This is not correct. Julia string indices retrieve characters, not code units, it’s just that the indices are not consecutive:
julia> s = "αβγ"
"αβγ"
julia> collect(eachindex(s))
3-element Array{Int64,1}:
1
3
5
julia> s[1]
'α': Unicode U+03B1 (category Ll: Letter, lowercase)
julia> s[3]
'β': Unicode U+03B2 (category Ll: Letter, lowercase)
julia> s[5]
'γ': Unicode U+03B3 (category Ll: Letter, lowercase)
(Note that the return value of s[i]
is a character represented by Char
, a 4-byte object corresponding to a Unicode codepoint.) String iteration is also over characters:
julia> for c in s
display(c) # pretty-print c
end
'α': Unicode U+03B1 (category Ll: Letter, lowercase)
'β': Unicode U+03B2 (category Ll: Letter, lowercase)
'γ': Unicode U+03B3 (category Ll: Letter, lowercase)

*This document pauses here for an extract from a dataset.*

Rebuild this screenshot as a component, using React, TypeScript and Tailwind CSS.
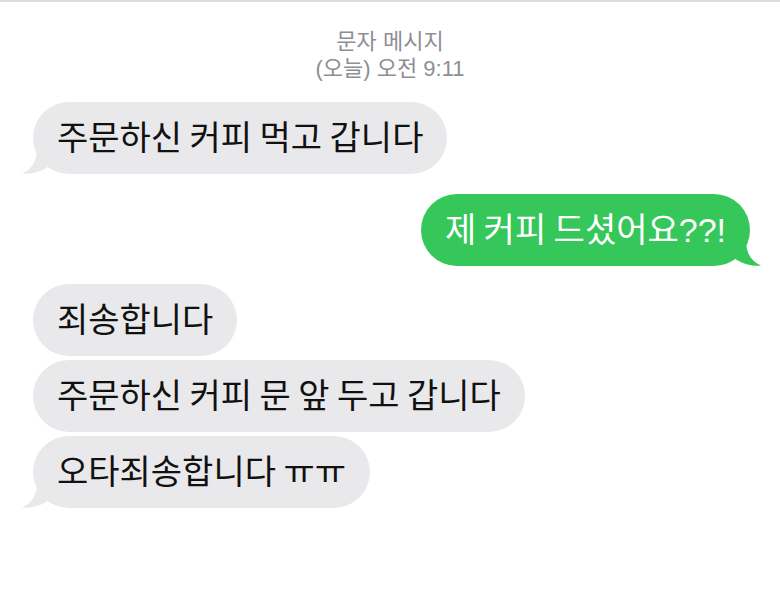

julia> for (i,c) in pairs(s)
@show i, c, s[i]
end
(i, c, s[i]) = (1, 'α', 'α')
(i, c, s[i]) = (3, 'β', 'β')
(i, c, s[i]) = (5, 'γ', 'γ')
In contrast, the code units (bytes for UTF-8) are retrieved by the codeunit
function:
julia> codeunit(s, 3)
0xce
julia> codeunits(s)
6-element Base.CodeUnits{UInt8,String}:
0xce
0xb1
0xce
0xb2
0xce
0xb3
Substrings work similarly: you give them code-unit indices, but they still give you the whole string of Unicode characters:
julia> s[3:5] # a copy
"βγ"
julia> SubString(s, 3:5) # a view
"βγ"
So, the point is, once you convert your character offsets to Julia String
indices, you are still working with characters.